■ Problem to work on: Find all lines in the listing that include the word "index", then copy them.
* Begin Available data *
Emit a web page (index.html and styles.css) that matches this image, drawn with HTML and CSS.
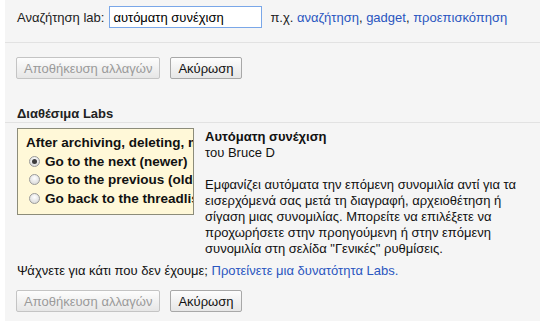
FILE: index.html
```html
<!DOCTYPE html>
<html>
<head>
<meta charset="utf-8">
<link rel="stylesheet" href="styles.css">
</head>
<body>
<div class="page">
  <div class="search-row">
    <span class="label">Αναζήτηση lab:</span>
    <input class="search-input" type="text" value="αυτόματη συνέχιση">
    <span class="hint">π.χ. <a class="link" href="#">αναζήτηση</a>, <a class="link" href="#">gadget</a>, <a class="link" href="#">προεπισκόπηση</a></span>
  </div>
  <div class="sep sep-top"></div>
  <div class="buttons buttons-top">
    <button class="btn btn-disabled">Αποθήκευση αλλαγών</button>
    <button class="btn">Ακύρωση</button>
  </div>
  <div class="section-title">Διαθέσιμα Labs</div>
  <div class="sep"></div>
  <div class="lab">
    <div class="preview">
      <div class="preview-inner">
        <div class="preview-q">After archiving, deleting, m</div>
        <div class="opt"><span class="radio radio-on"></span><span class="opt-text">Go to the next (newer)</span></div>
        <div class="opt"><span class="radio"></span><span class="opt-text">Go to the previous (older)</span></div>
        <div class="opt"><span class="radio"></span><span class="opt-text">Go back to the threadlist</span></div>
      </div>
    </div>
    <div class="lab-info">
      <div class="lab-name">Αυτόματη συνέχιση</div>
      <div class="lab-author">του Bruce D</div>
      <div class="lab-desc">Εμφανίζει αυτόματα την επόμενη συνομιλία αντί για τα εισερχόμενά σας μετά τη διαγραφή, αρχειοθέτηση ή σίγαση μιας συνομιλίας. Μπορείτε να επιλέξετε να προχωρήσετε στην προηγούμενη ή στην επόμενη συνομιλία στη σελίδα "Γενικές" ρυθμίσεις.</div>
    </div>
  </div>
  <div class="suggest">Ψάχνετε για κάτι που δεν έχουμε; <a class="link" href="#">Προτείνετε μια δυνατότητα Labs.</a></div>
  <div class="buttons buttons-bottom">
    <button class="btn btn-disabled">Αποθήκευση αλλαγών</button>
    <button class="btn">Ακύρωση</button>
  </div>
</div>
</body>
</html>
```
FILE: styles.css
```css
html, body {
  margin: 0;
  padding: 0;
  background: #ffffff;
}
.page {
  margin-left: 5px;
  height: 321px;
  background: #f5f5f5;
  font-family: "Liberation Sans", Arial, sans-serif;
  font-size: 13px;
  color: #222;
  overflow: hidden;
}
.search-row {
  display: flex;
  align-items: center;
  height: 22px;
  padding: 6px 0 0 12px;
}
.label {
  margin-right: 5px;
}
.search-input {
  box-sizing: border-box;
  width: 153px;
  height: 22px;
  margin: 0 8px 0 0;
  padding: 0 3px;
  border: 1px solid #7aa7e8;
  font-family: "Liberation Sans", Arial, sans-serif;
  font-size: 13px;
  color: #000;
  background: #fff;
  outline: none;
}
.link {
  color: #2a55c0;
  text-decoration: none;
}
.sep {
  border-top: 1px solid #e2e2e2;
}
.sep-top {
  margin-top: 14px;
}
.buttons {
  display: flex;
  gap: 10px;
  padding-left: 11px;
}
.buttons-top {
  margin-top: 14px;
}
.btn {
  box-sizing: border-box;
  height: 22px;
  padding: 0 7px;
  border: 1px solid #a8a8a8;
  border-radius: 2px;
  background: linear-gradient(#fdfdfd, #e6e6e6);
  font-family: "Liberation Sans", Arial, sans-serif;
  font-size: 13px;
  color: #111;
}
.btn-disabled {
  color: #9a9a9a;
  border-color: #c4c4c4;
}
.section-title {
  margin-top: 27px;
  padding-left: 12px;
  font-weight: bold;
  line-height: 15px;
  padding-bottom: 1px;
}
.lab {
  display: flex;
  margin-top: 5px;
  padding-left: 12px;
}
.preview {
  box-sizing: border-box;
  width: 177px;
  height: 87px;
  flex: none;
  border: 1px solid #8c8c7a;
  background: #fff8d8;
  overflow: hidden;
}
.preview-inner {
  padding: 5px 0 0 8px;
  white-space: nowrap;
  font-weight: bold;
  font-size: 13.5px;
  color: #111;
}
.preview-q {
  line-height: 18px;
}
.opt {
  display: flex;
  align-items: center;
  height: 18.5px;
  padding-left: 3px;
}
.opt-text {
  flex: none;
}
.radio {
  box-sizing: border-box;
  flex: none;
  width: 11px;
  height: 11px;
  margin-right: 5px;
  border-radius: 50%;
  border: 1px solid #9a9a9a;
  background: radial-gradient(circle at 50% 35%, #ffffff, #d2d2d2);
  position: relative;
}
.radio-on::after {
  content: "";
  position: absolute;
  left: 2px;
  top: 2px;
  width: 5px;
  height: 5px;
  border-radius: 50%;
  background: #3c3c3c;
}
.lab-info {
  margin-left: 11px;
  margin-top: 1px;
  line-height: 16px;
  width: 330px;
  color: #111;
}
.lab-name {
  font-weight: bold;
}
.lab-desc {
  margin-top: 16px;
}
.suggest {
  margin-top: 6px;
  padding-left: 12px;
  color: #111;
}
.buttons-bottom {
  margin-top: 12px;
}
```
* End Available data *
■ Result of this task:
Emit a web page (index.html and styles.css) that matches this image, drawn with HTML and CSS.
FILE: index.html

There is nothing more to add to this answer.